Unfortunately, it is really the case to say that Java has “yet another zero-day exploit”.
The latest version of Java, v7 Update 10 is affected and currently there is no plan for a patch. The vulnerability which is already used in online attacks is a code injection onto a fully patched Windows system running the affected Java version. It is not known yet if other versions of Java are affected. In order to get affected, somebody has to visit a website running the exploit applet which performs the code injection.
Here you can test if you have Java active in your browser: http://java.com/en/download/installed.jsp
If in the meantime you re-activated the Java plugin in your browser since the last zero-day exploit at the end of August 2012, here is how to deactivate it again:
- Deactivate the Java plugin in Chrome
- Deactivate the Java plugin in Firefox
- Deactivate the Java plugin in Safari
- Deactivate the Java plugin in IE: it is very tricky. I will write a detailed article about how to do this. Don’t simply think that by deactivating the plugin in the Add-ons list of IE does the job, as anybody would expect. Until then, please uninstall Java from your system through “Programs and features” or “Add and remove Programs”. Note that this will make Java unavailable for all browsers.

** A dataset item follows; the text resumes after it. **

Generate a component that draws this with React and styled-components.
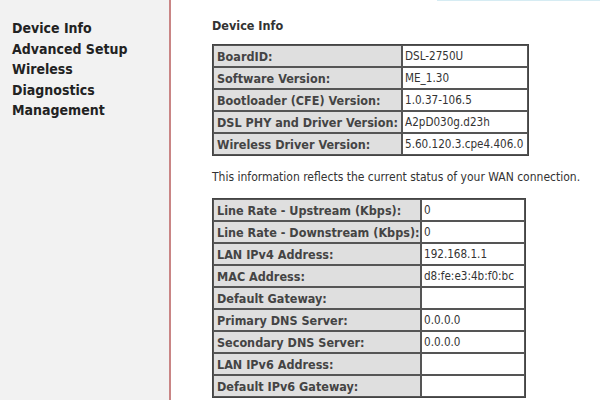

- Starting with Java v7 Update 10 there is a new security feature added to Java. You can disable Java through the Java Control Panel in all browsers. Here is a detailed how-to from Java.com.
All Avira products detect such exploits under the names: EXP/Java.AL, EXP/Java.AM, EXP/Java.AN, EXP/Java.AO, EXP/CVE-2013-0422.A, EXP/CVE-2013-0422.B, EXP/CVE-2013-0422.C
Saturday, January 12, 9AM: Avira released the update 220.127.116.11 of the scanning engine which detects all variants of the exploit as EXP/CVE-2013-0422.